I am running 1.5.2 elasticsearch. My strategy to index data is to create new index, push all data, apply settings to index (example number_of_replicas, alias).
Sometimes I get weird exception in server logs during optimize call

[action.admin.indices.optimize] [node] [my_index][2], node[DDoIG8BySM6AIWrmiZDwyw], [P], s[STARTED]: failed to execute [OptimizeRequest{maxNumSegments=5, onlyExpungeDeletes=false, flush=true, upgrade=false}] 
org.elasticsearch.index.engine.OptimizeFailedEngineException: [my_index][2] force merge failed 
        at org.elasticsearch.index.engine.InternalEngine.forceMerge(InternalEngine.java:791) 
        at org.elasticsearch.index.shard.IndexShard.optimize(IndexShard.java:684) 
        at org.elasticsearch.action.admin.indices.optimize.TransportOptimizeAction.shardOperation(TransportOptimizeAction.java:110) 
        at org.elasticsearch.action.admin.indices.optimize.TransportOptimizeAction.shardOperation(TransportOptimizeAction.java:49) 
        at org.elasticsearch.action.support.broadcast.TransportBroadcastOperationAction$AsyncBroadcastAction$1.run(TransportBroadcastOperationAction.java:171) 
        at java.util.concurrent.ThreadPoolExecutor.runWorker(ThreadPoolExecutor.java:1145) 
        at java.util.concurrent.ThreadPoolExecutor$Worker.run(ThreadPoolExecutor.java:615) 
        at java.lang.Thread.run(Thread.java:745) 
Caused by: org.elasticsearch.index.engine.FlushNotAllowedEngineException: [my_index][2] recovery is in progress, flush with committing translog is not allowed 
        at org.elasticsearch.index.engine.InternalEngine.flush(InternalEngine.java:601) 
        at org.elasticsearch.index.engine.InternalEngine.forceMerge(InternalEngine.java:782)

code which reproduce this is

// creating index with optimized settings for indexing
Settings indexSettings = ImmutableSettings.settingsBuilder()
        .put("number_of_shards", 5)
        .put("number_of_replicas", 0)
        .put("refresh_interval", "-1")
        .put("merge.policy.merge_factor", "50")
        .put("index.merge.scheduler.max_thread_count", "1")
        .addMapping(mappingName, getFieldMapping())

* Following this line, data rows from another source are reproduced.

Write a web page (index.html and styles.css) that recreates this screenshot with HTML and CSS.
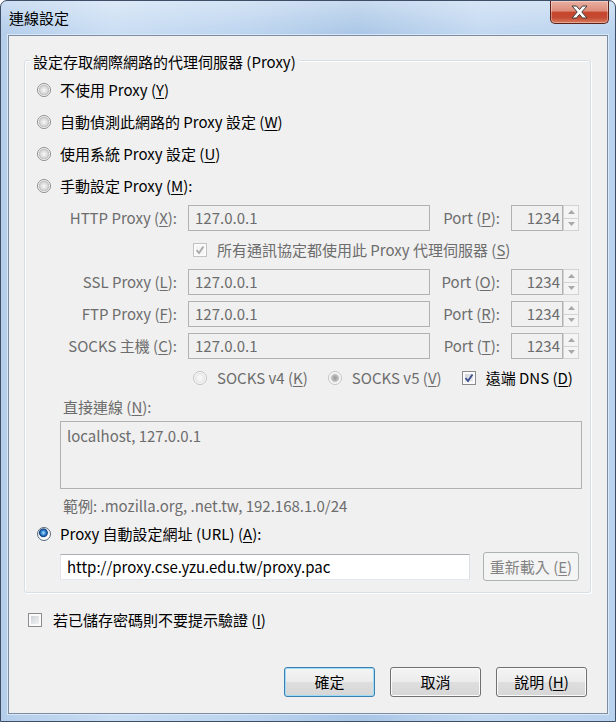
FILE: index.html
```html
<!DOCTYPE html>
<html lang="zh-Hant">
<head>
<meta charset="utf-8">
<title>連線設定</title>
<link rel="stylesheet" href="styles.css">
</head>
<body>
<div class="window">
  <div class="titlebar">
    <span class="title">連線設定</span>
    <div class="close">
      <svg width="17" height="14" viewBox="0 0 17 14"><path d="M1 1h4.5l3 3.6 3-3.6h4.5l-5.2 6 5.2 6h-4.5l-3-3.6-3 3.6h-4.5l5.2-6z" fill="#fff" stroke="#3c3c3c" stroke-width="1" stroke-linejoin="round"/></svg>
    </div>
  </div>
  <div class="client">
    <div class="group">
      <span class="legend">設定存取網際網路的代理伺服器 (Proxy)</span>
      <div class="opt"><span class="radio"></span><span>不使用 Proxy (<u>Y</u>)</span></div>
      <div class="opt"><span class="radio"></span><span>自動偵測此網路的 Proxy 設定 (<u>W</u>)</span></div>
      <div class="opt"><span class="radio"></span><span>使用系統 Proxy 設定 (<u>U</u>)</span></div>
      <div class="opt"><span class="radio"></span><span>手動設定 Proxy (<u>M</u>):</span></div>
      <div class="manual">
        <span class="lbl">HTTP Proxy (<u>X</u>):</span>
        <span class="field">127.0.0.1</span>
        <span class="plbl">Port (<u>P</u>):</span>
        <span class="port"><span class="num">1234</span><span class="spin"><span class="sb"><svg width="7" height="4" viewBox="0 0 7 4"><path d="M0 4L3.5 0 7 4z" fill="#a8a8a8"/></svg></span><span class="sb"><svg width="7" height="4" viewBox="0 0 7 4"><path d="M0 0L3.5 4 7 0z" fill="#a8a8a8"/></svg></span></span></span>

        <div class="share"><span class="cb dis"><svg width="14" height="14" viewBox="0 0 14 14"><path d="M3.5 7l2.5 3 4.5-6.5" fill="none" stroke="#a9a9a9" stroke-width="1.8"/></svg></span><span>所有通訊協定都使用此 Proxy 代理伺服器 (<u>S</u>)</span></div>

        <span class="lbl">SSL Proxy (<u>L</u>):</span>
        <span class="field">127.0.0.1</span>
        <span class="plbl">Port (<u>O</u>):</span>
        <span class="port"><span class="num">1234</span><span class="spin"><span class="sb"><svg width="7" height="4" viewBox="0 0 7 4"><path d="M0 4L3.5 0 7 4z" fill="#a8a8a8"/></svg></span><span class="sb"><svg width="7" height="4" viewBox="0 0 7 4"><path d="M0 0L3.5 4 7 0z" fill="#a8a8a8"/></svg></span></span></span>

        <span class="lbl">FTP Proxy (<u>F</u>):</span>
        <span class="field">127.0.0.1</span>
        <span class="plbl">Port (<u>R</u>):</span>
        <span class="port"><span class="num">1234</span><span class="spin"><span class="sb"><svg width="7" height="4" viewBox="0 0 7 4"><path d="M0 4L3.5 0 7 4z" fill="#a8a8a8"/></svg></span><span class="sb"><svg width="7" height="4" viewBox="0 0 7 4"><path d="M0 0L3.5 4 7 0z" fill="#a8a8a8"/></svg></span></span></span>

        <span class="lbl">SOCKS 主機 (<u>C</u>):</span>
        <span class="field">127.0.0.1</span>
        <span class="plbl">Port (<u>T</u>):</span>
        <span class="port"><span class="num">1234</span><span class="spin"><span class="sb"><svg width="7" height="4" viewBox="0 0 7 4"><path d="M0 4L3.5 0 7 4z" fill="#a8a8a8"/></svg></span><span class="sb"><svg width="7" height="4" viewBox="0 0 7 4"><path d="M0 0L3.5 4 7 0z" fill="#a8a8a8"/></svg></span></span></span>

        <div class="socksver">
          <span class="item"><span class="radio dis"></span><span>SOCKS v4 (<u>K</u>)</span></span>
          <span class="item"><span class="radio dis on"></span><span>SOCKS v5 (<u>V</u>)</span></span>
          <span class="item"><span class="cb"><svg width="14" height="14" viewBox="0 0 14 14"><path d="M3.5 7l2.5 3 4.5-6.5" fill="none" stroke="#3e4f8e" stroke-width="1.9"/></svg></span><span class="en">遠端 DNS (<u>D</u>)</span></span>
        </div>
      </div>
      <div class="direct-lbl">直接連線 (<u>N</u>):</div>
      <div class="textarea">localhost, 127.0.0.1</div>
      <div class="example">範例: .mozilla.org, .net.tw, 192.168.1.0/24</div>
      <div class="opt pac"><span class="radio sel"></span><span>Proxy 自動設定網址 (URL) (<u>A</u>):</span></div>
      <div class="url-row">
        <span class="url">http://proxy.cse.yzu.edu.tw/proxy.pac</span>
        <span class="btn dis">重新載入 (<u>E</u>)</span>
      </div>
    </div>
    <div class="nopw"><span class="cb"></span><span>若已儲存密碼則不要提示驗證 (<u>I</u>)</span></div>
    <div class="buttons">
      <span class="btn default">確定</span>
      <span class="btn">取消</span>
      <span class="btn">說明 (<u>H</u>)</span>
    </div>
  </div>
</div>
</body>
</html>
```
FILE: styles.css
```css
* { box-sizing: border-box; }
html, body { margin: 0; padding: 0; }
body {
  width: 616px;
  height: 722px;
  overflow: hidden;
  font-family: "Noto Sans CJK TC", "Noto Sans CJK SC", sans-serif;
  font-size: 15px;
  line-height: 20px;
  color: #000;
  background: #fff;
}
u { text-decoration: underline; text-underline-offset: 2px; }

.window {
  position: relative;
  width: 616px;
  height: 722px;
  border: 1px solid #3d4e66;
  border-radius: 7px 7px 0 0;
  padding: 0 7px;
  background:
    linear-gradient(180deg, rgba(255,255,255,0.35) 0, rgba(255,255,255,0) 34px),
    linear-gradient(90deg, #b3cdeb 0%, #c9ddf3 18%, #bcd4ef 40%, #a9c6e6 58%, #c2d8f1 78%, #b9d2ee 100%);
}
.titlebar {
  height: 34px;
  display: flex;
  align-items: center;
  padding-left: 1px;
}
.title { font-size: 15px; color: #000; }
.close {
  position: absolute;
  top: 0;
  right: 6px;
  width: 59px;
  height: 23px;
  border: 1px solid #5b2219;
  border-top: none;
  border-radius: 0 0 5px 5px;
  background: linear-gradient(180deg, #eab0a2 0%, #dd8d7a 45%, #c7452d 52%, #c44a31 75%, #d97c60 100%);
  box-shadow: inset 0 0 0 1px rgba(255,255,255,0.35);
  display: flex;
  align-items: center;
  justify-content: center;
}
.close svg { display: block; }

.client {
  height: 679px;
  border: 1px solid #7b8ca3;
  background: #f0f0f0;
  box-shadow: 0 0 0 1px #dbe8f7;
}

.group {
  position: relative;
  margin: 24px 16px 0 15px;
  border: 1px solid #d5dfe5;
  border-radius: 3px;
  box-shadow: inset 1px 1px 0 #fff, 1px 1px 0 #fff;
  padding: 13px 7px 11px 12px;
}
.legend {
  position: absolute;
  top: -9px;
  left: 5px;
  padding: 0 3px;
  background: #f0f0f0;
  line-height: 20px;
}

.opt {
  height: 32px;
  display: flex;
  align-items: center;
  gap: 9px;
}
.opt.pac { height: 26px; }

.radio {
  flex: none;
  width: 14px;
  height: 14px;
  border-radius: 50%;
  border: 1px solid #8a8c8d;
  background: radial-gradient(circle at 50% 50%, #f7f7f7 0, #e4e4e4 2.5px, #cfcfcf 4.2px, #bdbdbd 4.9px, #fbfbfb 5.6px);
}
.radio.dis {
  border-color: #c2c3c4;
  background: radial-gradient(circle at 50% 50%, #fafafa 0, #f1f1f1 3px, #e6e6e6 4.8px, #fcfcfc 5.6px);
}
.radio.dis.on {
  background: radial-gradient(circle at 50% 50%, #9a9a9a 0, #acacac 2px, #c4c4c4 3.5px, #e9e9e9 4.3px, #fcfcfc 5.6px);
}
.radio.sel {
  border-color: #5b6a7a;
  background: radial-gradient(circle at 45% 40%, #bfe6ff 0, #56a7e6 1.5px, #1d5fab 3.2px, #123f7d 4px, #dfe6ec 4.7px, #fafafa 5.6px);
}

.cb {
  flex: none;
  position: relative;
  width: 14px;
  height: 14px;
  border: 1px solid #8a8c8d;
  background: linear-gradient(135deg, #c6cad0 0%, #e3e5e8 55%, #f7f7f7 100%);
  box-shadow: inset 0 0 0 2px #fbfbfb;
}
.cb.dis {
  border-color: #c2c3c4;
  background: #f4f4f4;
}
.cb svg { position: absolute; left: -1px; top: -1px; }

.manual {
  display: grid;
  grid-template-columns: 140px 242px 59px 68px;
  grid-auto-rows: 32px;
  column-gap: 11px;
  align-items: center;
  color: #6d6d6d;
}
.lbl { text-align: right; white-space: nowrap; }
.plbl { white-space: nowrap; text-align: right; }
.field {
  height: 26px;
  border: 1px solid #b1b1b1;
  padding-left: 6px;
  line-height: 24px;
  color: #6d6d6d;
}
.port {
  display: flex;
  height: 26px;
}
.num {
  flex: 1;
  border: 1px solid #b1b1b1;
  text-align: right;
  padding-right: 2px;
  line-height: 24px;
}
.spin {
  width: 16px;
  display: flex;
  flex-direction: column;
}
.sb {
  flex: 1;
  border: 1px solid #d3d3d3;
  background: #f4f4f4;
  display: flex;
  align-items: center;
  justify-content: center;
}
.sb + .sb { border-top: none; }
.sb svg { display: block; }

.share, .socksver {
  grid-column: 2 / 5;
  display: flex;
  align-items: center;
  padding-left: 5px;
  white-space: nowrap;
}
.share { gap: 10px; }
.socksver { gap: 20px; }
.socksver .item { display: flex; align-items: center; gap: 10px; }
.socksver .en { color: #000; }

.direct-lbl {
  height: 26px;
  display: flex;
  align-items: center;
  margin-left: 26px;
  color: #6d6d6d;
}
.textarea {
  margin: 1px 0 0 23px;
  width: 522px;
  height: 68px;
  border: 1px solid #b1b1b1;
  padding: 4px 6px;
  color: #6d6d6d;
}
.example {
  margin: 2px 0 0 26px;
  height: 30px;
  line-height: 30px;
  color: #6d6d6d;
}
.url-row {
  margin: 5px 0 0 23px;
  height: 29px;
  display: flex;
  align-items: center;
  gap: 13px;
}
.url {
  width: 410px;
  height: 26px;
  border: 1px solid #abadb3;
  border-color: #abadb3 #dbdfe6 #e3e9ef #e2e3ea;
  background: #fff;
  padding-left: 6px;
  line-height: 24px;
  color: #000;
}

.btn {
  display: flex;
  align-items: center;
  justify-content: center;
  width: 91px;
  height: 30px;
  border: 1px solid #707070;
  border-radius: 3px;
  background: linear-gradient(180deg, #f4f4f4 0%, #ececec 48%, #dedede 52%, #d6d6d6 100%);
  box-shadow: inset 0 0 0 1px #fbfbfb;
  color: #000;
  white-space: nowrap;
}
.btn.default {
  border-color: #3c7fb1;
  box-shadow: inset 0 0 0 1px #9fdcf7;
}
.btn.dis {
  width: 96px;
  height: 29px;
  border-color: #adb2b5;
  background: #f4f4f4;
  box-shadow: none;
  color: #838383;
}

.nopw {
  margin: 17px 0 0 19px;
  height: 20px;
  display: flex;
  align-items: center;
  gap: 11px;
}
.buttons {
  margin-top: 37px;
  display: flex;
  justify-content: flex-end;
  gap: 15px;
  padding-right: 20px;
}
```
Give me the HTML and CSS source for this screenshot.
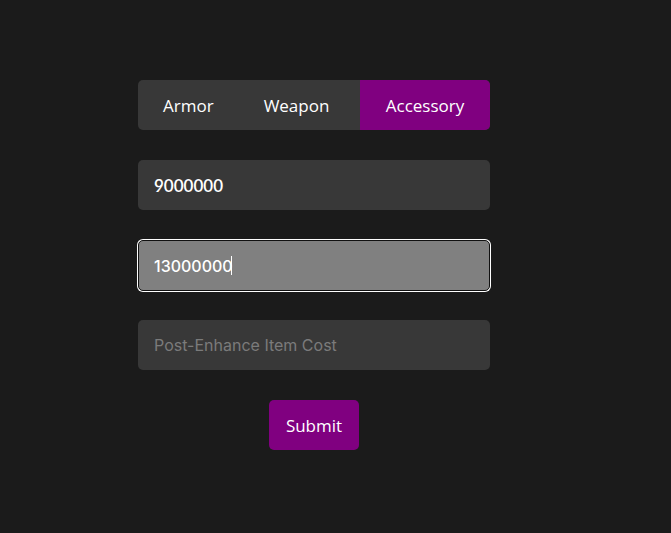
FILE: index.html
```html
<!DOCTYPE html>
<html lang="en">
<head>
<meta charset="utf-8">
<title>Enhance Calculator</title>
<link rel="stylesheet" href="styles.css">
</head>
<body>
<main class="panel">
  <div class="tabs">
    <button class="tab">Armor</button>
    <button class="tab">Weapon</button>
    <button class="tab tab-active">Accessory</button>
  </div>
  <input class="field" type="text" value="9000000">
  <div class="field-wrap">
    <input class="field field-focus" type="text" value="13000000">
    <span class="caret"></span>
  </div>
  <input class="field field-rubik" type="text" placeholder="Post-Enhance Item Cost">
  <button class="submit">Submit</button>
</main>
</body>
</html>
```
FILE: styles.css
```css
html, body {
  margin: 0;
  padding: 0;
  background: #1b1b1b;
  height: 100%;
}
body {
  font-family: "Open Sans", "Liberation Sans", sans-serif;
}
.panel {
  width: 352px;
  margin: 0 0 0 138px;
  padding-top: 80px;
  display: flex;
  flex-direction: column;
  align-items: stretch;
  gap: 30px;
}
.tabs {
  display: flex;
  height: 50px;
  background: #383838;
  border-radius: 5px;
  overflow: hidden;
}
.tab {
  border: none;
  background: transparent;
  color: #fff;
  font-family: "Open Sans", sans-serif;
  font-size: 17px;
  padding: 0 25px;
  height: 50px;
  cursor: pointer;
}
.tab-active {
  background: #800080;
  margin-left: auto;
  width: 130px;
}
.field {
  box-sizing: border-box;
  width: 352px;
  height: 50px;
  background: #383838;
  border: none;
  border-radius: 5px;
  padding: 0 16px;
  color: #fff;
  font-family: Lato, sans-serif;
  font-weight: 600;
  font-size: 17px;
  outline: none;
}
.field-rubik {
  font-family: Inter, sans-serif;
  font-weight: 400;
  font-size: 16px;
}
.field::placeholder {
  color: #7b7b7b;
}
.field-wrap {
  position: relative;
  height: 50px;
}
.field-focus {
  height: 51px;
  background: #808080;
  border: 1px solid #111;
  padding: 0 15px;
  box-shadow: 0 0 0 1px #fff;
  font-family: Inter, sans-serif;
  font-weight: 500;
  font-size: 16px;
}
.caret {
  position: absolute;
  left: 93px;
  top: 16px;
  width: 1px;
  height: 19px;
  background: #fff;
}
.submit {
  align-self: center;
  width: 90px;
  height: 50px;
  border: none;
  border-radius: 5px;
  background: #800080;
  color: #fff;
  font-family: "Open Sans", sans-serif;
  font-size: 17px;
  cursor: pointer;
}
```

// push data to elastic server
bulkProcessor.add(new IndexRequest(esIndexName, esMappingName, id).source(source)); // many times ~10mln

// set index settings
Settings indexSettings = ImmutableSettings.settingsBuilder()
        .put("number_of_replicas", 2)
        .put("refresh_interval", "5s")

I guess that problem is that I set number_of_replicas, than while elastic replicating data, I call optimize command. Can be there a problem? If yes exists some way to know when index is prepared for optimize ?

(Jason Wee) #2

why do you do these programmatically than going through the api exposed by elasticsearch? especially on the optimize command.

(Dariusp) #3

I use TransportClient, because it perform faster than REST API. Are there any differences between calling optimize with REST api or TransportClient?

(Mike Simos) #4

I suggest you call optimize before adding the replicas. Otherwise its going to have to optimize the replicas too. And its probably failing because it hasn't finished creating the replicas. If you call optimize before adding replicas, then it will merge to 5 segments. And when you add the replicas it should have the same amount of segments for the replica shards. This procedure is documented here:

"Use 0 replicas while building up your initial large index, and then enable replicas later on and let them catch up. Just beware that a node failure when you have 0 replicas means you have lost data (your cluster is red) since there is no redundancy. If you plan to call optimize (because no more documents will be added), it is a good idea to do that after finishing indexing and before increasing the replica count so replication can just copy the optimized segment(s). See update index settings for details."

(Dariusp) #5

thanks Mike, it solve my problem

(system) #6